- Theatrical release poster
- Directed by: Chandra Thangaraj
- Produced by: Madhiazhagan
- Starring: Karu Pazhaniappan Nikita Soundararaja
- Cinematography: M. S. Prabhu Gopijegatheeswaran
- Music by: K
- Production company: Etcetera Entertainment
- Release date: 18 March 2022;
- Country: India
- Language: Tamil

= Kallan =

2022 Tamil language drama film

Kallan is a 2022 Indian Tamil-language drama film written and directed by Chandra Thangaraj. Karu Pazhaniappan and Nikita appear in the lead roles.

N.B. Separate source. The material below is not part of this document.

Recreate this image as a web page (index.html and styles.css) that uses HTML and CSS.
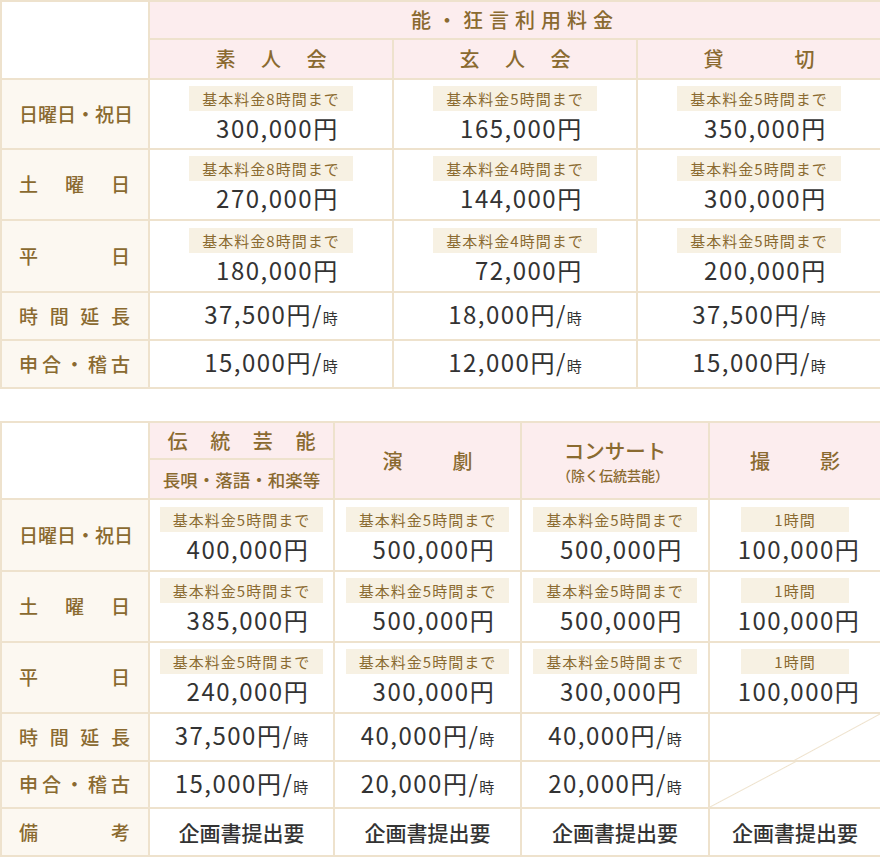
FILE: index.html
```html
<!DOCTYPE html>
<html lang="ja">
<head>
<meta charset="utf-8">
<title>利用料金</title>
<link rel="stylesheet" href="styles.css">
</head>
<body>
<table class="fee fee-noh">
  <colgroup><col class="c-label"><col class="c-a"><col class="c-a"><col class="c-a"></colgroup>
  <tr class="r-h1">
    <td class="blank" rowspan="2"></td>
    <th class="title" colspan="3">能・狂言利用料金</th>
  </tr>
  <tr class="r-h2">
    <th><span class="jt w111">素人会</span></th>
    <th><span class="jt w111">玄人会</span></th>
    <th><span class="jt w111">貸切</span></th>
  </tr>
  <tr class="r-price">
    <th class="label"><span class="jt">日曜日・祝日</span></th>
    <td><div class="price"><span class="badge">基本料金8時間まで</span><span class="val">300,000円</span></div></td>
    <td><div class="price"><span class="badge">基本料金5時間まで</span><span class="val">165,000円</span></div></td>
    <td><div class="price"><span class="badge">基本料金5時間まで</span><span class="val">350,000円</span></div></td>
  </tr>
  <tr class="r-price r-mid">
    <th class="label"><span class="jt">土曜日</span></th>
    <td><div class="price"><span class="badge">基本料金8時間まで</span><span class="val">270,000円</span></div></td>
    <td><div class="price"><span class="badge">基本料金4時間まで</span><span class="val">144,000円</span></div></td>
    <td><div class="price"><span class="badge">基本料金5時間まで</span><span class="val">300,000円</span></div></td>
  </tr>
  <tr class="r-price r-last">
    <th class="label"><span class="jt">平日</span></th>
    <td><div class="price"><span class="badge">基本料金8時間まで</span><span class="val">180,000円</span></div></td>
    <td><div class="price"><span class="badge">基本料金4時間まで</span><span class="val">72,000円</span></div></td>
    <td><div class="price"><span class="badge">基本料金5時間まで</span><span class="val">200,000円</span></div></td>
  </tr>
  <tr class="r-rate">
    <th class="label"><span class="jt">時間延長</span></th>
    <td><span class="val">37,500円/<small>時</small></span></td>
    <td><span class="val">18,000円/<small>時</small></span></td>
    <td><span class="val">37,500円/<small>時</small></span></td>
  </tr>
  <tr class="r-rate">
    <th class="label"><span class="jt">申合・稽古</span></th>
    <td><span class="val">15,000円/<small>時</small></span></td>
    <td><span class="val">12,000円/<small>時</small></span></td>
    <td><span class="val">15,000円/<small>時</small></span></td>
  </tr>
</table>

<table class="fee fee-other">
  <colgroup><col class="c-label"><col class="c-b1"><col class="c-b2"><col class="c-b3"><col class="c-b4"></colgroup>
  <tr class="r-h1b">
    <td class="blank" rowspan="2"></td>
    <th class="sub-top"><span class="jt w148">伝統芸能</span></th>
    <th rowspan="2"><span class="jt w90">演劇</span></th>
    <th rowspan="2" class="concert"><span class="c-main">コンサート</span><span class="c-note">（除く伝統芸能）</span></th>
    <th rowspan="2"><span class="jt w90">撮影</span></th>
  </tr>
  <tr class="r-h2b">
    <th class="sub-bottom">長唄・落語・和楽等</th>
  </tr>
  <tr class="r-price2">
    <th class="label"><span class="jt">日曜日・祝日</span></th>
    <td><div class="price"><span class="badge">基本料金5時間まで</span><span class="val">400,000円</span></div></td>
    <td><div class="price"><span class="badge">基本料金5時間まで</span><span class="val">500,000円</span></div></td>
    <td><div class="price"><span class="badge">基本料金5時間まで</span><span class="val">500,000円</span></div></td>
    <td><span class="badge badge-hour">1時間</span><span class="val val-block">100,000円</span></td>
  </tr>
  <tr class="r-price2 r-mid2">
    <th class="label"><span class="jt">土曜日</span></th>
    <td><div class="price"><span class="badge">基本料金5時間まで</span><span class="val">385,000円</span></div></td>
    <td><div class="price"><span class="badge">基本料金5時間まで</span><span class="val">500,000円</span></div></td>
    <td><div class="price"><span class="badge">基本料金5時間まで</span><span class="val">500,000円</span></div></td>
    <td><span class="badge badge-hour">1時間</span><span class="val val-block">100,000円</span></td>
  </tr>
  <tr class="r-price2 r-mid2">
    <th class="label"><span class="jt">平日</span></th>
    <td><div class="price"><span class="badge">基本料金5時間まで</span><span class="val">240,000円</span></div></td>
    <td><div class="price"><span class="badge">基本料金5時間まで</span><span class="val">300,000円</span></div></td>
    <td><div class="price"><span class="badge">基本料金5時間まで</span><span class="val">300,000円</span></div></td>
    <td><span class="badge badge-hour">1時間</span><span class="val val-block">100,000円</span></td>
  </tr>
  <tr class="r-rate">
    <th class="label"><span class="jt">時間延長</span></th>
    <td><span class="val">37,500円/<small>時</small></span></td>
    <td><span class="val">40,000円/<small>時</small></span></td>
    <td><span class="val">40,000円/<small>時</small></span></td>
    <td class="diag diag-top"></td>
  </tr>
  <tr class="r-rate2">
    <th class="label"><span class="jt">申合・稽古</span></th>
    <td><span class="val">15,000円/<small>時</small></span></td>
    <td><span class="val">20,000円/<small>時</small></span></td>
    <td><span class="val">20,000円/<small>時</small></span></td>
    <td class="diag diag-bottom"></td>
  </tr>
  <tr class="r-rate">
    <th class="label"><span class="jt">備考</span></th>
    <td class="note">企画書提出要</td>
    <td class="note">企画書提出要</td>
    <td class="note">企画書提出要</td>
    <td class="note">企画書提出要</td>
  </tr>
</table>
</body>
</html>
```

FILE: styles.css
```css
html, body {
  margin: 0;
  padding: 0;
  background: #ffffff;
}

body {
  font-family: "Noto Sans CJK JP", "Noto Sans", sans-serif;
  color: #333333;
  width: 880px;
}

.fee {
  width: 880px;
  border-collapse: collapse;
  table-layout: fixed;
  border: 2px solid #eee2cd;
}

.fee-other {
  margin-top: 32px;
}

.fee th,
.fee td {
  border: 2px solid #eee2cd;
  padding: 0;
  text-align: center;
  vertical-align: middle;
}

.c-label { width: 148px; }
.c-a { width: 244px; }
.c-b1 { width: 185px; }
.c-b2 { width: 187px; }
.c-b3 { width: 188px; }
.c-b4 { width: 172px; }

.blank { background: #ffffff; }

.fee tr > th {
  background: #fcedee;
  color: #8a6a30;
  font-weight: 500;
  font-size: 20px;
  line-height: 1.2;
}

.fee th.label {
  background: #fcf8f1;
  font-size: 19px;
  padding: 0 18px 0 17px;
}

.jt {
  display: block;
  text-align: justify;
  text-align-last: justify;
  white-space: nowrap;
}

.w111 { display: inline-block; width: 111px; }
.w148 { display: inline-block; width: 148px; }
.w90 { display: inline-block; width: 90px; }

.title {
  letter-spacing: 6px;
  padding-left: 18px;
}

.r-h1 { height: 38px; }
.r-h2 { height: 40px; }
.r-price { height: 70px; }
.r-mid { height: 71px; }
.r-last { height: 72px; }
.r-rate { height: 48px; }
.r-rate2 { height: 47px; }

.r-h1b { height: 37px; }
.r-h2b { height: 40px; }
.r-price2 { height: 72px; }
.r-mid2 { height: 71px; }

.fee th.sub-bottom {
  font-size: 17.5px;
}

.concert .c-main {
  display: block;
  font-size: 20.5px;
  line-height: 30px;
}

.concert .c-note {
  display: block;
  font-size: 14px;
  line-height: 21px;
  margin-left: -4px;
}

.price {
  display: inline-block;
  vertical-align: middle;
}

.badge {
  display: block;
  background: #f7f1e3;
  color: #8a6a30;
  font-size: 15px;
  line-height: 25px;
  padding: 0 13px;
  letter-spacing: 1px;
  white-space: nowrap;
}

.price .val {
  display: block;
  text-align: right;
  padding-right: 14px;
  margin-top: 2px;
}

.val {
  font-size: 24px;
  line-height: 30px;
  letter-spacing: 1.5px;
  color: #333333;
  white-space: nowrap;
}

.val small {
  font-size: 15px;
  letter-spacing: 0;
}

.badge-hour {
  display: inline-block;
  width: 82px;
  padding: 0 13px;
}

.val-block {
  display: block;
  margin-top: 2px;
  padding-left: 8px;
}

.note {
  font-size: 21px;
  font-weight: 500;
  color: #333333;
}

.diag {
  background-image: linear-gradient(to bottom right, transparent calc(50% - 1px), #eee2cd 50%, transparent calc(50% + 1px));
  background-size: 100% 200%;
  background-repeat: no-repeat;
}

.diag-top { background-position: 0 0; }
.diag-bottom { background-position: 0 100%; }
```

Based in the 1980s, the film narrates the tale of people who had taken up hunting as their profession and how they change their paths and move into a criminal lane after the government bans hunting.Produced by Madhiazhagan, it was released on 21 January 2022.

== Production ==
Directed by writer-turned-filmmaker Chandra Thangaraj, the film was reported to be based on real-life events which had occurred in a small village in Theni. An erstwhile assistant to directors Ameer and Ram, Chandra stated that it took her nearly four years to find a producer for the film and she finally landed with producer Madhiazhagan after narrating the script to about 50 other producers.

Director-actor Karu Pazhaniappan was cast in the lead role, while debutant Nikita from new Delhi was cast opposite him during late 2015. The film began production in December 2015 in Kochi, before the team moved to film scenes in Theni and Bodimettu.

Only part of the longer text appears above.